GIVEN INFORMATION –
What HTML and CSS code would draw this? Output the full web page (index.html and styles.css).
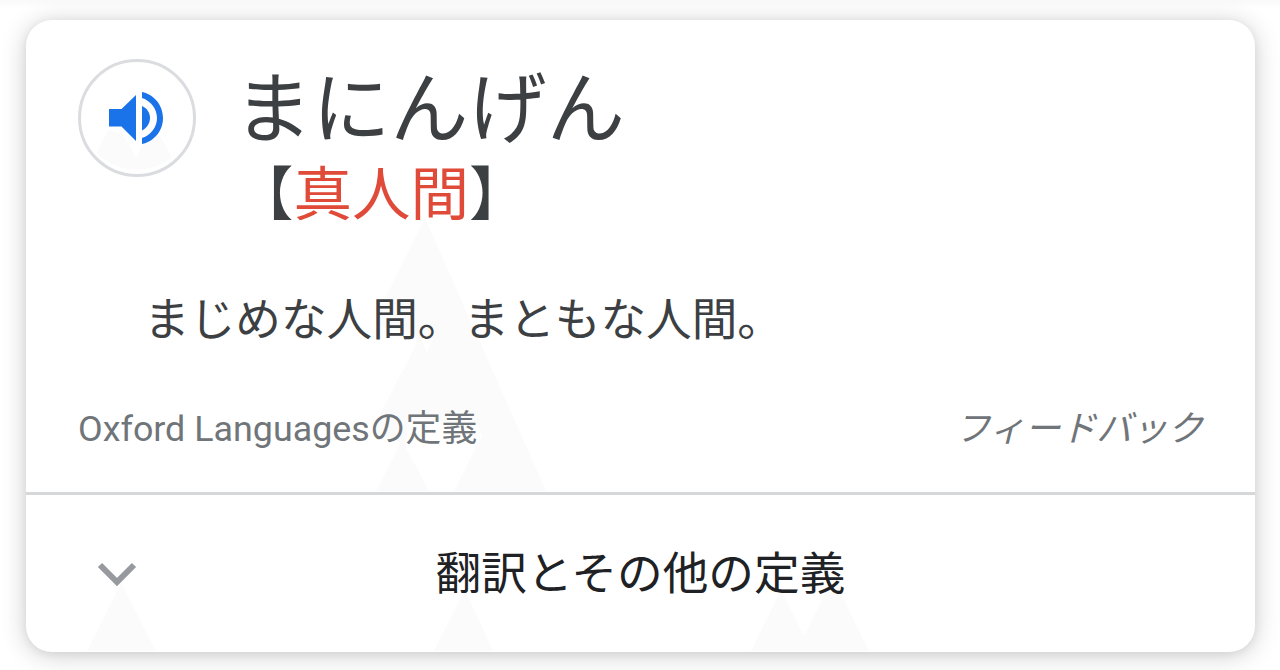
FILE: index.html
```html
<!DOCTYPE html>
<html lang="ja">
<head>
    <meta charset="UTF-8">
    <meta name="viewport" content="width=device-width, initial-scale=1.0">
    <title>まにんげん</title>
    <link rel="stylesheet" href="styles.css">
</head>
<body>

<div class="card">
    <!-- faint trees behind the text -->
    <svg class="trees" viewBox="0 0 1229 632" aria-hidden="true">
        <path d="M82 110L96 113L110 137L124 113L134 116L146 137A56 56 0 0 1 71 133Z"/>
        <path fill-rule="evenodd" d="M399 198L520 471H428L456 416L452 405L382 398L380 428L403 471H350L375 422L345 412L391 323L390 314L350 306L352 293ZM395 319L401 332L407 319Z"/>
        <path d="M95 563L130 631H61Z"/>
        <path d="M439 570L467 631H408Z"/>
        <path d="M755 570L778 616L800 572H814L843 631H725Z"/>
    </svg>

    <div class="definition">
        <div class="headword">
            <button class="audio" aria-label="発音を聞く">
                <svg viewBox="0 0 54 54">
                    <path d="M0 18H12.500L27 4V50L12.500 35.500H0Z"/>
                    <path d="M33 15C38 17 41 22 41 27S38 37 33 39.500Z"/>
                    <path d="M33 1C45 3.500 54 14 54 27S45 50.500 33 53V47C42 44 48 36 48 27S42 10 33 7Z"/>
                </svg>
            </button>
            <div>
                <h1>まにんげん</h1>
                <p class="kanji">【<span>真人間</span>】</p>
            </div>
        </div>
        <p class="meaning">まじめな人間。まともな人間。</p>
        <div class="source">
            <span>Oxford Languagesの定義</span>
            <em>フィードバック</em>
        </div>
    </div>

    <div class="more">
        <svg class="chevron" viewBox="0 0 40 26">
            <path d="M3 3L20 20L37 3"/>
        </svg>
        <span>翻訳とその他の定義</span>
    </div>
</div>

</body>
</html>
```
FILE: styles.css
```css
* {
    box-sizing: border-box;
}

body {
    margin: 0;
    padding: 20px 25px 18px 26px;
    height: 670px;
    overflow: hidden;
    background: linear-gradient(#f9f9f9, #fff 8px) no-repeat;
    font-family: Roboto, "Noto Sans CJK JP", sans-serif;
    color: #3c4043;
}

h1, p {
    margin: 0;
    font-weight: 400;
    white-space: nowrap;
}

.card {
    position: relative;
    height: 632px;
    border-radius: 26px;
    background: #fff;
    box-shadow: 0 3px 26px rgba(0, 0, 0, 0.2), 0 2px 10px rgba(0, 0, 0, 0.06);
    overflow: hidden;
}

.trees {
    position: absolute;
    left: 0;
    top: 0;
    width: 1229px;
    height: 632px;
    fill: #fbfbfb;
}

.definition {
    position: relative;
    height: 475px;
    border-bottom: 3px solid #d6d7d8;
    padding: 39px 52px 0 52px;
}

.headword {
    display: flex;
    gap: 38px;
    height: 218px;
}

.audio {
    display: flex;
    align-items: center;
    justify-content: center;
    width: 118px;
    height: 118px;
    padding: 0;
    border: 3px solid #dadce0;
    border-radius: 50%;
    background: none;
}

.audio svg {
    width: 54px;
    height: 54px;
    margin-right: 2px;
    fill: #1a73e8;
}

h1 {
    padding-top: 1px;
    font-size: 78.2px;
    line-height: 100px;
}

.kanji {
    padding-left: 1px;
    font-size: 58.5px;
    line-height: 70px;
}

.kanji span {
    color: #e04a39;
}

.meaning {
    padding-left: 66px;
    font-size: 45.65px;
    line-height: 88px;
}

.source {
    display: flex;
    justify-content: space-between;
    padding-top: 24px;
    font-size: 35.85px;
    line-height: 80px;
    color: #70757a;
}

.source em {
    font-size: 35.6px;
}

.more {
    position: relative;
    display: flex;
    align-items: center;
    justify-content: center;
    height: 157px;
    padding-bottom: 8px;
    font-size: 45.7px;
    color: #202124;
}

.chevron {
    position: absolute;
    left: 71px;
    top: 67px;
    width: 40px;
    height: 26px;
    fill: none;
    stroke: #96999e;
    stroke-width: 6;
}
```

GIVEN PROBLEM –
Work out how many lines of the listing above include "styles". Answer with the number and nothing more.

OUTPUT FOR THIS EXERCISE –
3